● Given problem
Where a line contains the word "components", copy that line in full.

BEGIN Provided data

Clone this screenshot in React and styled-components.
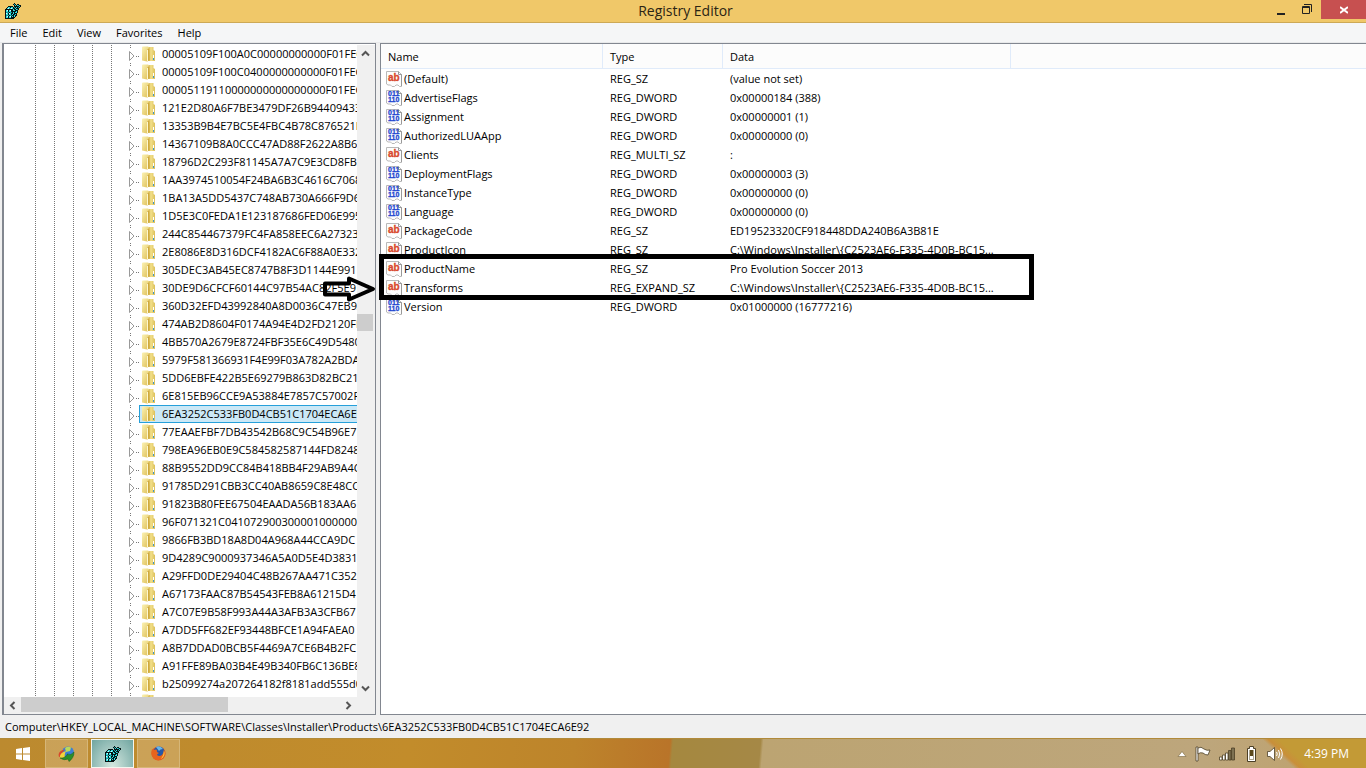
import styled, { createGlobalStyle } from "styled-components";

const keys = [
    "00005109F100A0C00000000000F01FEC",
    "00005109F100C0400000000000F01FEC",
    "00005119110000000000000000F01FEC",
    "121E2D80A6F7BE3479DF26B944094330",
    "13353B9B4E7BC5E4FBC4B78C876521D",
    "14367109B8A0CCC47AD88F2622A8B6",
    "18796D2C293F81145A7A7C9E3CD8FB",
    "1AA3974510054F24BA6B3C4616C7068",
    "1BA13A5DD5437C748AB730A666F9D6",
    "1D5E3C0FEDA1E123187686FED06E995",
    "244C854467379FC4FA858EEC6A27323",
    "2E8086E8D316DCF4182AC6F88A0E332",
    "305DEC3AB45EC8747B8F3D1144E9911",
    "30DE9D6CFCF60144C97B54AC82F5E9",
    "360D32EFD43992840A8D0036C47EB9A",
    "474AB2D8604F0174A94E4D2FD2120FD",
    "4BB570A2679E8724FBF35E6C49D5480",
    "5979F581366931F4E99F03A782A2BDA",
    "5DD6EBFE422B5E69279B863D82BC216",
    "6E815EB96CCE9A53884E7857C57002F",
    "6EA3252C533FB0D4CB51C1704ECA6E92",
    "77EAAEFBF7DB43542B68C9C54B96E7",
    "798EA96EB0E9C584582587144FD8248B",
    "88B9552DD9CC84B418BB4F29AB9A4C",
    "91785D291CBB3CC40AB8659C8E48CC",
    "91823B80FEE67504EAADA56B183AA6",
    "96F071321C0410729003000010000000",
    "9866FB3BD18A8D04A968A44CCA9DC",
    "9D4289C9000937346A5A0D5E4D38314",
    "A29FFD0DE29404C48B267AA471C352",
    "A67173FAAC87B54543FEB8A61215D4",
    "A7C07E9B58F993A44A3AFB3A3CFB67",
    "A7DD5FF682EF93448BFCE1A94FAEA0",
    "A8B7DDAD0BCB5F4469A7CE6B4B2FC",
    "A91FFE89BA03B4E49B340FB6C136BE8",
    "b25099274a207264182f8181add555d0",
    "",
];

const selectedKey = "6EA3252C533FB0D4CB51C1704ECA6E92";

const values = [
    ["(Default)", "REG_SZ", "(value not set)"],
    ["AdvertiseFlags", "REG_DWORD", "0x00000184 (388)"],
    ["Assignment", "REG_DWORD", "0x00000001 (1)"],
    ["AuthorizedLUAApp", "REG_DWORD", "0x00000000 (0)"],
    ["Clients", "REG_MULTI_SZ", ":"],
    ["DeploymentFlags", "REG_DWORD", "0x00000003 (3)"],
    ["InstanceType", "REG_DWORD", "0x00000000 (0)"],
    ["Language", "REG_DWORD", "0x00000000 (0)"],
    ["PackageCode", "REG_SZ", "ED19523320CF918448DDA240B6A3B81E"],
    ["ProductIcon", "REG_SZ", "C:\\Windows\\Installer\\{C2523AE6-F335-4D0B-BC15..."],
    ["ProductName", "REG_SZ", "Pro Evolution Soccer 2013"],
    ["Transforms", "REG_EXPAND_SZ", "C:\\Windows\\Installer\\{C2523AE6-F335-4D0B-BC15..."],
    ["Version", "REG_DWORD", "0x01000000 (16777216)"],
];

// k = black, t = teal, c = cyan, w = white
const regeditPixels = [
    ".........k......",
    "........ktk.kk..",
    ".........kckctkk",
    "...kkkkk.kkkkkck",
    "..kcckccktkcktk.",
    ".kcwtcwckkckkk..",
    "kkkkkkkkckkctk..",
    "kcwkcwkkcckkk...",
    "kcckcckkkkkck...",
    "ktttkttkckcck...",
    "kwckwckkckkk....",
    "kcckcckckkck....",
    "ktttkttkkckk....",
    "kcwkcwkckck.....",
    "kcckcckkkk......",
    "kkkkkkkkk.......",
];
const pixelColors = { k: "#031414", t: "#179a9c", c: "#2fdfe2", w: "#d4ffff" };

function RegeditIcon({ size }) {
    return (
        <svg width={size} height={size} viewBox="0 0 16 16" shapeRendering="crispEdges" aria-hidden="true">
            {regeditPixels.map((line, y) =>
                line.split("").map((p, x) =>
                    p === "." ? null : <rect key={x + "-" + y} x={x} y={y} width="1" height="1" fill={pixelColors[p]} />
                )
            )}
        </svg>
    )
}

function FolderIcon() {
    return (
        <svg width="14" height="16" viewBox="0 0 14 16" aria-hidden="true">
            <defs>
                <linearGradient id="folderLeft" x1="0" x2="1" y1="0" y2="1">
                    <stop offset="0" stopColor="#fbf2b4" />
                    <stop offset="1" stopColor="#dcbb4f" />
                </linearGradient>
                <linearGradient id="folderRight" x1="0" x2="1">
                    <stop offset="0" stopColor="#b8932f" />
                    <stop offset=".4" stopColor="#f3e18a" />
                    <stop offset="1" stopColor="#dcc05a" />
                </linearGradient>
            </defs>
            <path d="M6 1H11.5V4L13 5V15H6Z" fill="url(#folderRight)" />
            <rect x="11" y="9" width="1" height="4" fill="#fff" />
            <rect x="11" y="12" width="1" height="2" fill="#3f97c8" />
            <path d="M0 1.5Q0 .5 1 .5H6L8 2V14L5 15.5L0 14.5Z" fill="url(#folderLeft)" />
            <path d="M5 3.5L7.5 2V14L5 15.5Z" fill="#cfa93d" />
            <path d="M5 4L6 3.5V15L5 15.5Z" fill="#fdf8cf" />
        </svg>
    )
}

function ValueIcon({ text }) {
    return (
        <svg width="16" height="16" viewBox="0 0 16 16" aria-hidden="true">
            <path d="M.5 .5H12.5L15.5 3.5V15.5H13.5L12 14H10L8.5 15.5H6L4.5 14H2L.5 13Z" fill="#fdfdfd" stroke="#b9b9b9" />
            <path d="M12.5 .5V3.5H15.5V15" fill="none" stroke="#999" />
            {text ? (
                <IconText x="2" y="10" fill="#d8472b" stroke="#d8472b" fontSize="10">ab</IconText>
            ) : (
                <>
                    <IconText x="2" y="6" fill="#2448d0" stroke="#2448d0" fontSize="7">011</IconText>
                    <IconText x="2" y="12" fill="#2448d0" stroke="#2448d0" fontSize="7">110</IconText>
                </>
            )}
        </svg>
    )
}

function Chevron({ d }) {
    return (
        <svg width="9" height="9" viewBox="0 0 9 9" aria-hidden="true">
            <path d={d} fill="none" stroke="#555" strokeWidth="2" />
        </svg>
    )
}

function WindowsIcon() {
    return (
        <svg width="14" height="14" viewBox="0 0 14 14" aria-hidden="true">
            <path d="M0 2L6 1V6.5H0ZM7 .9L14 0V6.5H7ZM0 7.5H6V13L0 12ZM7 7.5H14V14L7 13Z" fill="#fff" />
        </svg>
    )
}

function DownloadManagerIcon() {
    return (
        <svg width="17" height="16" viewBox="0 0 17 16" aria-hidden="true">
            <circle cx="10" cy="6.5" r="6" fill="#3d7fd6" />
            <path d="M7 2Q10 0 13 1.5L12 5L8 6Z" fill="#b9d95a" />
            <path d="M1 11Q-1 5 7 3.5Q3 7 5 10Z" fill="#d9482c" />
            <path d="M2 12Q1 7 8 5Q6 9 7 11Z" fill="#f2d43b" />
            <path d="M2 12Q5 13 8 10Q10 9 9 8Q13 10 16 6Q16 12 11 15.5L10 13Q6 15 2 12Z" fill="#2c8f28" stroke="#135f16" strokeWidth=".5" />
        </svg>
    )
}

function FirefoxIcon() {
    return (
        <svg width="15" height="15" viewBox="0 0 15 15" aria-hidden="true">
            <circle cx="7.5" cy="7.5" r="7" fill="#e4571b" />
            <circle cx="8" cy="6" r="5.5" fill="#2558a8" />
            <path d="M5 1Q9 -1 12 3Q9 3 8 5Z" fill="#65b5e8" />
            <path d="M1 3L3 4Q5 3 6 4Q5 6 8 7Q6 8 6 9Q8 11 11 9Q13 7 12.5 4Q16 7 13 11Q9 16 4 13.5Q-1 10 1 3Z" fill="#e8641e" />
            <path d="M13 4.5Q15 10 10 13Q13 9 13 4.5Z" fill="#ffcf3f" />
        </svg>
    )
}

function App() {
    return (
        <>
            <GlobalStyle />
            <Screen>
                <TitleBar>
                    <RegeditIcon size={16} />
                    <h1>Registry Editor</h1>
                    <Caption>
                        <CaptionButton aria-label="Minimize">
                            <svg width="8" height="10" viewBox="0 0 8 10"><path d="M0 9H8" stroke="#222" strokeWidth="2" /></svg>
                        </CaptionButton>
                        <CaptionButton aria-label="Restore">
                            <svg width="11" height="11" viewBox="0 0 11 11" fill="none" stroke="#222">
                                <path d="M.5 2.5H7.5V9.5H.5ZM0 3.5H8M2 .5H9.5V8" />
                            </svg>
                        </CaptionButton>
                        <CaptionButton aria-label="Close" $close>
                            <svg width="8" height="8" viewBox="0 0 8 8"><path d="M0 1L8 7M8 1L0 7" stroke="#fff" strokeWidth="2" /></svg>
                        </CaptionButton>
                    </Caption>
                </TitleBar>
                <MenuBar>
                    {["File", "Edit", "View", "Favorites", "Help"].map((m) => (
                        <button key={m}>{m}</button>
                    ))}
                </MenuBar>
                <Panes>
                    <TreePane>
                        <TreeView>
                            <Tree>
                                {keys.map((name, i) => (
                                    <TreeRow key={i}>
                                        <Guide $first />
                                        <Guide />
                                        <Guide />
                                        <Guide />
                                        <Guide />
                                        <Expander aria-label={"Expand " + name}>
                                            <svg width="10" height="18" viewBox="0 0 10 18">
                                                <path d="M1.5 0V1M1.5 2V3M7 11.5H8M9 11.5H10" stroke="#777" />
                                                <path d="M.5 6.5L5 11L.5 15.5Z" fill="#fff" stroke="#999" />
                                            </svg>
                                        </Expander>
                                        <KeyLabel $selected={name === selectedKey}>
                                            <FolderIcon />
                                            <span>{name}</span>
                                        </KeyLabel>
                                    </TreeRow>
                                ))}
                            </Tree>
                            <VerticalBar>
                                <ScrollButton aria-label="Scroll up"><Chevron d="M1 6.5L4.5 3L8 6.5" /></ScrollButton>
                                <Track $before={252} $after={348}>
                                    <Thumb />
                                </Track>
                                <ScrollButton aria-label="Scroll down"><Chevron d="M1 2.5L4.5 6L8 2.5" /></ScrollButton>
                            </VerticalBar>
                        </TreeView>
                        <HorizontalBar>
                            <ScrollButton aria-label="Scroll left"><Chevron d="M6.5 1L3 4.5L6.5 8" /></ScrollButton>
                            <WideTrack>
                                <Thumb />
                            </WideTrack>
                            <ScrollButton aria-label="Scroll right"><Chevron d="M2.5 1L6 4.5L2.5 8" /></ScrollButton>
                        </HorizontalBar>
                        <ArrowMark width="56" height="28" viewBox="0 0 56 28" aria-hidden="true">
                            <path d="M4 8.5H28V3.5L52 14L28 24.5V19.5H4Z" fill="none" stroke="#000" strokeWidth="4" strokeLinejoin="round" />
                        </ArrowMark>
                    </TreePane>
                    <ListPane>
                        <ValueTable>
                            <thead>
                                <tr>
                                    <HeadCell $width={222}>Name</HeadCell>
                                    <HeadCell $width={120}>Type</HeadCell>
                                    <HeadCell $width={288}>Data</HeadCell>
                                    <HeadCell as="td" />
                                </tr>
                            </thead>
                            <tbody>
                                {values.map(([name, type, data]) => (
                                    <tr key={name}>
                                        <NameCell>
                                            <div>
                                                <ValueIcon text={type !== "REG_DWORD"} />
                                                {name}
                                            </div>
                                        </NameCell>
                                        <Cell>{type}</Cell>
                                        <Cell>{data}</Cell>
                                        <td />
                                    </tr>
                                ))}
                            </tbody>
                        </ValueTable>
                        <BoxMark />
                    </ListPane>
                </Panes>
                <StatusBar>Computer\HKEY_LOCAL_MACHINE\SOFTWARE\Classes\Installer\Products\6EA3252C533FB0D4CB51C1704ECA6E92</StatusBar>
                <TaskBar>
                    <StartButton aria-label="Start"><WindowsIcon /></StartButton>
                    <TaskButton aria-label="Download Manager"><DownloadManagerIcon /></TaskButton>
                    <TaskButton aria-label="Registry Editor" $active><RegeditIcon size={16} /></TaskButton>
                    <TaskButton aria-label="Firefox"><FirefoxIcon /></TaskButton>
                    <Tray>
                        <svg width="10" height="6" viewBox="0 0 10 6" aria-hidden="true"><path d="M5 .5L9 5.5H1Z" fill="#fff" stroke="#77653c" strokeWidth=".6" /></svg>
                        <svg width="16" height="16" viewBox="0 0 16 16" aria-hidden="true">
                            <path d="M1 1H3V15H1Z" fill="#fff" stroke="#4c4026" strokeWidth=".8" />
                            <path d="M3 2Q6 0 9 3Q12 5 15 4L13 9Q10 9 8 7Q5 6 3 8Z" fill="#fff" stroke="#4c4026" strokeWidth=".8" />
                        </svg>
                        <svg width="16" height="14" viewBox="0 0 16 14" aria-hidden="true" stroke="#4c4026" strokeWidth=".8">
                            <path d="M.5 10H3V13H.5ZM3.5 8H6V13H3.5ZM6.5 6H9V13H6.5Z" fill="#fff" />
                            <path d="M9.5 3.5H12V13H9.5ZM12.5 1H15.5V13H12.5Z" fill="#7d7152" />
                        </svg>
                        <svg width="16" height="16" viewBox="0 0 16 16" aria-hidden="true">
                            <path d="M6.5 .5H10.5V2.5H12.5V15.5H4.5V2.5H6.5Z" fill="#fff" stroke="#4c4026" />
                            <path d="M6.5 4H10.5V14H6.5Z" fill="#5a481c" />
                            <path d="M7 10H10V13.5H7Z" fill="#fff" />
                        </svg>
                        <svg width="17" height="14" viewBox="0 0 17 14" aria-hidden="true" fill="none">
                            <path d="M.5 4.5H3L7.5 .5V13.5L3 9.5H.5Z" fill="#fff" stroke="#4c4026" strokeWidth=".8" />
                            <path d="M9.5 5Q11 7 9.5 9M11.5 3Q14 7 11.5 11M13.5 1.5Q17 7 13.5 12.5" stroke="#fff" />
                        </svg>
                        <time>4:39 PM</time>
                    </Tray>
                </TaskBar>
            </Screen>
        </>
    )
}

const GlobalStyle = createGlobalStyle`
    * {
        box-sizing: border-box;
    }

    body {
        margin: 0;
        color: #000;
        font-family: "Open Sans", "Noto Sans", sans-serif;
        font-size: 11px;
        line-height: 18px;
    }

    button {
        border: none;
        padding: 0;
        background: none;
        font: inherit;
        color: inherit;
    }

    svg {
        flex: none;
        display: block;
    }
`

const Screen = styled.div`
    display: flex;
    flex-direction: column;
    height: 100vh;
    background: #f0f0f0;
    overflow: hidden;
`

const TitleBar = styled.header`
    display: grid;
    grid-template-columns: 1fr auto 1fr;
    align-items: center;
    height: 23px;
    padding-left: 5px;
    background: #f0c869;
    border-bottom: 1px solid #cda956;

    h1 {
        margin: 0;
        font-size: 14px;
        font-weight: 400;
        color: #2b2414;
    }
`

const Caption = styled.div`
    display: flex;
    justify-content: flex-end;
    align-self: start;
`

const CaptionButton = styled.button`
    display: flex;
    align-items: center;
    justify-content: center;
    width: ${(p) => (p.$close ? 45 : 27)}px;
    height: 19px;
    background: ${(p) => (p.$close ? "#c75050" : "none")};
`

const MenuBar = styled.nav`
    display: flex;
    gap: 15px;
    height: 20px;
    padding-left: 10px;
    background: #f5f6f7;
    border-bottom: 1px solid #e8e9ea;
`

const Panes = styled.main`
    flex: 1;
    display: flex;
    gap: 4px;
    min-height: 0;
    padding-left: 2px;
`

const TreePane = styled.section`
    position: relative;
    display: flex;
    flex-direction: column;
    width: 374px;
    padding-top: 1px;
    border: 1px solid #828790;
    border-left-width: 2px;
    background: #fff;
`

const TreeView = styled.div`
    flex: 1;
    display: flex;
    min-height: 0;
`

const Tree = styled.ul`
    flex: 1;
    margin: 0;
    padding: 0;
    overflow: hidden;
    list-style: none;
    white-space: nowrap;
`

const TreeRow = styled.li`
    display: flex;
    height: 18px;
`

const Guide = styled.span`
    flex: none;
    width: ${(p) => (p.$first ? 32 : 19)}px;
    background: repeating-linear-gradient(#777 0 1px, #fff 1px 2px) right / 1px 100% no-repeat;
`

const Expander = styled.button`
    flex: none;
    width: 27px;
    padding-left: 17px;
`

const KeyLabel = styled.div`
    flex: 1;
    display: flex;
    align-items: center;
    gap: 6px;
    padding-left: 2px;
    border: 1px solid ${(p) => (p.$selected ? "#26a0da" : "transparent")};
    border-right: none;
    background: ${(p) => (p.$selected ? "#cbe8f6" : "none")};
`

const VerticalBar = styled.div`
    display: flex;
    flex-direction: column;
    width: 18px;
    background: #f0f0f0;
`

const HorizontalBar = styled.div`
    display: flex;
    height: 17px;
    padding-right: 18px;
    background: #f0f0f0;
`

const ScrollButton = styled.button`
    flex: none;
    display: flex;
    align-items: center;
    justify-content: center;
    width: 17px;
    height: 17px;
`

const Track = styled.div`
    flex: 1;
    display: grid;
    grid-template-rows: ${(p) => p.$before}fr 17px ${(p) => p.$after}fr;

    div {
        grid-row: 2;
        margin-right: 2px;
    }
`

const WideTrack = styled.div`
    flex: 1;
    display: grid;
    grid-template-columns: 65% 1fr;
    padding-bottom: 2px;
`

const Thumb = styled.div`
    background: #cdcdcd;
`

const ArrowMark = styled.svg`
    position: absolute;
    right: -2px;
    top: 231px;
`

const ListPane = styled.section`
    position: relative;
    flex: 1;
    border: 1px solid #828790;
    border-right: none;
    background: #fff;
`

const ValueTable = styled.table`
    width: 100%;
    table-layout: fixed;
    border-collapse: separate;
    border-spacing: 0;
    white-space: nowrap;
`

const HeadCell = styled.th`
    width: ${(p) => (p.$width ? p.$width + "px" : "auto")};
    height: 25px;
    padding: 2px 7px 0;
    border-bottom: 1px solid #e0ebfa;
    border-right: ${(p) => (p.$width ? "1px solid #e0ebfa" : "none")};
    background: #fcfcfc;
    font-weight: 400;
    text-align: left;
`

const Cell = styled.td`
    height: 19px;
    padding: 0 0 0 7px;
`

const NameCell = styled(Cell)`
    padding-left: 5px;

    div {
        display: flex;
        align-items: center;
        gap: 2px;
    }
`

const IconText = styled.text`
    font-family: "Liberation Sans", sans-serif;
    font-weight: 700;
    stroke-width: 0.3px;
`

const BoxMark = styled.div`
    position: absolute;
    left: -2px;
    top: 210px;
    width: 655px;
    height: 46px;
    border: 5px solid #000;
`

const StatusBar = styled.footer`
    height: 23px;
    padding: 3px 5px;
`

const TaskBar = styled.footer`
    display: flex;
    height: 30px;
    background:
        linear-gradient(42deg, transparent 48%, #c98f3a 51%, #c39a36 56%) right / 168px 100% no-repeat,
        linear-gradient(95deg, #bc8a2f 0%, #c28c2b 30%, #bd842b 42%, #b97429 49%, #a5883f 49.2%, #a58846 55.6%, #bca472 55.8%, #bda67c 88%, #bfa169 100%);
    border-top: 1px solid #b18a3a;
`

const StartButton = styled.button`
    display: flex;
    align-items: center;
    justify-content: center;
    width: 45px;
`

const TaskButton = styled.button`
    display: flex;
    align-items: center;
    justify-content: center;
    width: 43px;
    margin-right: 3px;
    border: 1px solid ${(p) => (p.$active ? "#f4f6ef" : "#d6b678")};
    background: ${(p) => (p.$active ? "radial-gradient(at bottom, #d5e8e0, #6fa5a0)" : "rgba(255, 255, 255, 0.2)")};
`

const Tray = styled.div`
    display: flex;
    align-items: center;
    gap: 8px;
    margin-left: auto;
    padding-right: 17px;
    color: #fff;

    time {
        margin-left: 12px;
        font-size: 12px;
    }
`

export default App;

END Provided data

● Expected answer
Clone this screenshot in React and styled-components.
import styled, { createGlobalStyle } from "styled-components";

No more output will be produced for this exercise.